## START
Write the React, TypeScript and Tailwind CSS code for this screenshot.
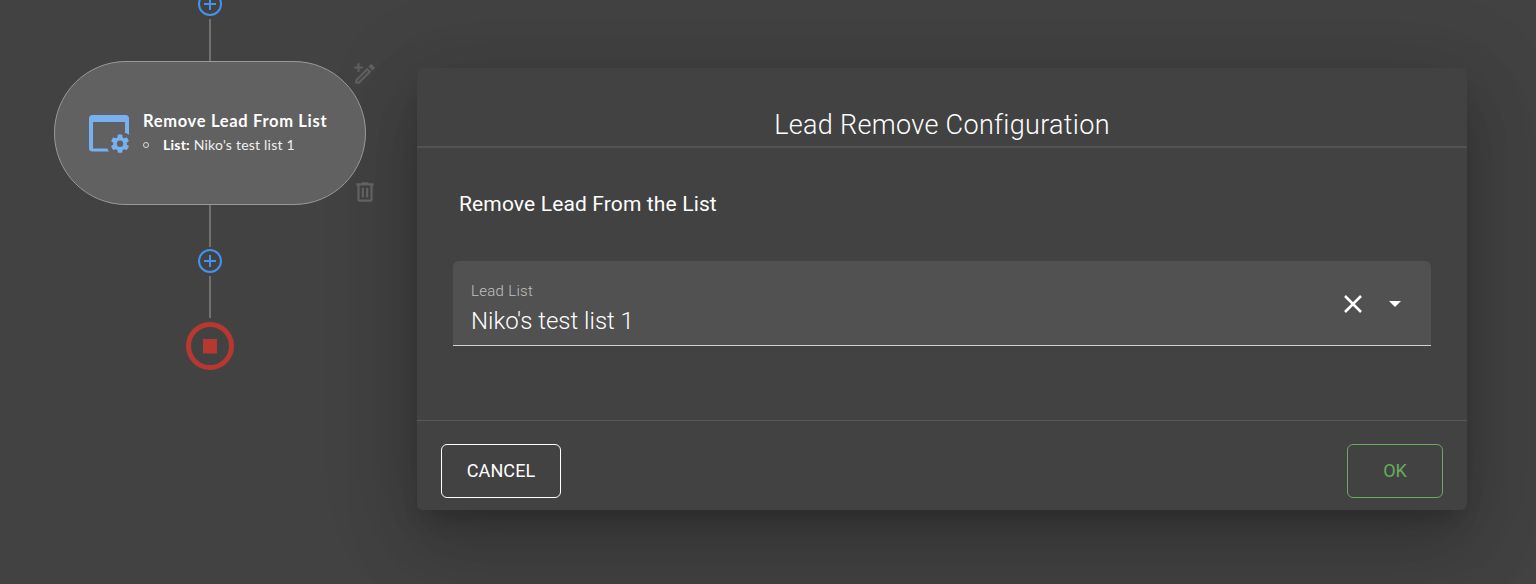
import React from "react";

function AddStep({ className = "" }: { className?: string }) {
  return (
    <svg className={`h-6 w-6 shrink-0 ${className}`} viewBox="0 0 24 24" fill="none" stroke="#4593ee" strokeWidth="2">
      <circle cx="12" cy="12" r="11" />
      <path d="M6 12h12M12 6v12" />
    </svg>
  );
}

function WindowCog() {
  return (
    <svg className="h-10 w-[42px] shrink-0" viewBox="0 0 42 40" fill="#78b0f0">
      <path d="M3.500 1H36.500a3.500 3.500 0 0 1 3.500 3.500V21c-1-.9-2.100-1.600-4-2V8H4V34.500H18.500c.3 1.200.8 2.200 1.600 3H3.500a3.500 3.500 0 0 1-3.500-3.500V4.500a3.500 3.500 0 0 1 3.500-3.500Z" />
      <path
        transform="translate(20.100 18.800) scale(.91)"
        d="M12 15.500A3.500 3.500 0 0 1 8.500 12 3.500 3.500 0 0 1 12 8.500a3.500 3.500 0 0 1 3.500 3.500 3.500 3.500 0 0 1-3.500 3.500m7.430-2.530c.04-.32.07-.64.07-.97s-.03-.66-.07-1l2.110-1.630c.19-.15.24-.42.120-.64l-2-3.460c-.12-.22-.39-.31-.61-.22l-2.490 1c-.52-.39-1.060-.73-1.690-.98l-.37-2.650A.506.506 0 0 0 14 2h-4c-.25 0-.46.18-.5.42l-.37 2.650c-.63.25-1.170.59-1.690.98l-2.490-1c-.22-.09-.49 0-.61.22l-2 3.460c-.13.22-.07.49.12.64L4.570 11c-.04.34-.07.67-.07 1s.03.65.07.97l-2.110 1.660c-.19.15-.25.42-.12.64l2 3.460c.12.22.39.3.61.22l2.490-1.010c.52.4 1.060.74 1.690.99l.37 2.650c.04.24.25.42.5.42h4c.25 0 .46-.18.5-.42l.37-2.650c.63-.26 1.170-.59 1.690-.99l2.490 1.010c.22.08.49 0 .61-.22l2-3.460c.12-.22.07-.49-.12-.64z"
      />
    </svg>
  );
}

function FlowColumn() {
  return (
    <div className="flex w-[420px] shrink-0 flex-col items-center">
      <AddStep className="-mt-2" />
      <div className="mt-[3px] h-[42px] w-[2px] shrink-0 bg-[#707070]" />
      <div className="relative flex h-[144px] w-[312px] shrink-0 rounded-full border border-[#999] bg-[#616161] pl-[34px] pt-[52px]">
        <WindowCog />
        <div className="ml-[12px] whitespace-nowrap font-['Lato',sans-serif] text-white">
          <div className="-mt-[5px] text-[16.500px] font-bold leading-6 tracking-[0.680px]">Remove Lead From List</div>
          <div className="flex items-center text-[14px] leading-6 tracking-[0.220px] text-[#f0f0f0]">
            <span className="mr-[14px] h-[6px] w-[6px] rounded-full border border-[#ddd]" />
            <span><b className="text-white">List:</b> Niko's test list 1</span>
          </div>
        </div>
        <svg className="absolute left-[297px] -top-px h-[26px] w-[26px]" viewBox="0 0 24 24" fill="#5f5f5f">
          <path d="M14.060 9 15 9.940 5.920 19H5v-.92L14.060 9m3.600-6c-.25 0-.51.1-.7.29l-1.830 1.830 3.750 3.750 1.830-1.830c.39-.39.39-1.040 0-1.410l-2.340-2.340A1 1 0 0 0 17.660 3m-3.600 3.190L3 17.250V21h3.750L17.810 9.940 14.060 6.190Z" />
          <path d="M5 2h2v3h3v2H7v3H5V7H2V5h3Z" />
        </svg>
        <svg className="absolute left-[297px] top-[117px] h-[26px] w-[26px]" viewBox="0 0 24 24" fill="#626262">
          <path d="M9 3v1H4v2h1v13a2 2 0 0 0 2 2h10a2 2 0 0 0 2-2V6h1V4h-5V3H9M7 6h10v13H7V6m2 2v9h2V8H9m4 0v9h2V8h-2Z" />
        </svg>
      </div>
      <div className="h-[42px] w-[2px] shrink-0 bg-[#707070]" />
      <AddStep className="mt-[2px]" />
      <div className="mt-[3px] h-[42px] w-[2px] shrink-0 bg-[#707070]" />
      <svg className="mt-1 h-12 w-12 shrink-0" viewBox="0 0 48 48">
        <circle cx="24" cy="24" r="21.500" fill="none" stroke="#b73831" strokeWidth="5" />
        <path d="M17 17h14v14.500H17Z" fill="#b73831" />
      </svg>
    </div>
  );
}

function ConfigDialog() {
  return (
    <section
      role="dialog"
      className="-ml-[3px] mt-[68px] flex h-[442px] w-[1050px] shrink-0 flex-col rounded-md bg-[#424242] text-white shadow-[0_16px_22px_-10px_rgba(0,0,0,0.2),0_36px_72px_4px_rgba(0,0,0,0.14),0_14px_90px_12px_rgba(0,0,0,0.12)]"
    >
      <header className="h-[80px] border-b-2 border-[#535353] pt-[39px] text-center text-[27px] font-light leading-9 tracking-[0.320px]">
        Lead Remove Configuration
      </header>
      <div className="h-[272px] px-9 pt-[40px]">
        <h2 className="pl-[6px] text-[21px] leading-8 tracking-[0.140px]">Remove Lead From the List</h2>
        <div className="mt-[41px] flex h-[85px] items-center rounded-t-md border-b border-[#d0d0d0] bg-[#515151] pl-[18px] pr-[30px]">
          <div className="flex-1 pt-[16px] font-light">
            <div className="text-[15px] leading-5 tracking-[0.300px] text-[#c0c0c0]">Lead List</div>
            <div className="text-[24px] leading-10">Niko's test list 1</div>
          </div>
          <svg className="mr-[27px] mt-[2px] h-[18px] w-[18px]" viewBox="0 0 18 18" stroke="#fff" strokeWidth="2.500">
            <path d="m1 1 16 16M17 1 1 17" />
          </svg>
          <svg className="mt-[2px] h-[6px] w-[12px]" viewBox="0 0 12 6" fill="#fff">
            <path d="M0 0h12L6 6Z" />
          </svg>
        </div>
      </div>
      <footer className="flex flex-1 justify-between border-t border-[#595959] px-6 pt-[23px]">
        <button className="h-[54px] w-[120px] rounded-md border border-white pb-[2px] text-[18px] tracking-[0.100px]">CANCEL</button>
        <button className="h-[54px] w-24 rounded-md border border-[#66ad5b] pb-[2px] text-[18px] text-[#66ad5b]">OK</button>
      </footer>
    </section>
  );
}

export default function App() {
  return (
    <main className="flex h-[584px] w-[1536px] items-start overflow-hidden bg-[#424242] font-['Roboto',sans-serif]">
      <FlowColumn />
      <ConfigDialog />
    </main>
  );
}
## END
### Directive
Restate exactly, please, only the lines between the start of the data and the line containing "import React from", both ends included, skipping the pictures.

### The answer
Write the React, TypeScript and Tailwind CSS code for this screenshot.
import React from "react";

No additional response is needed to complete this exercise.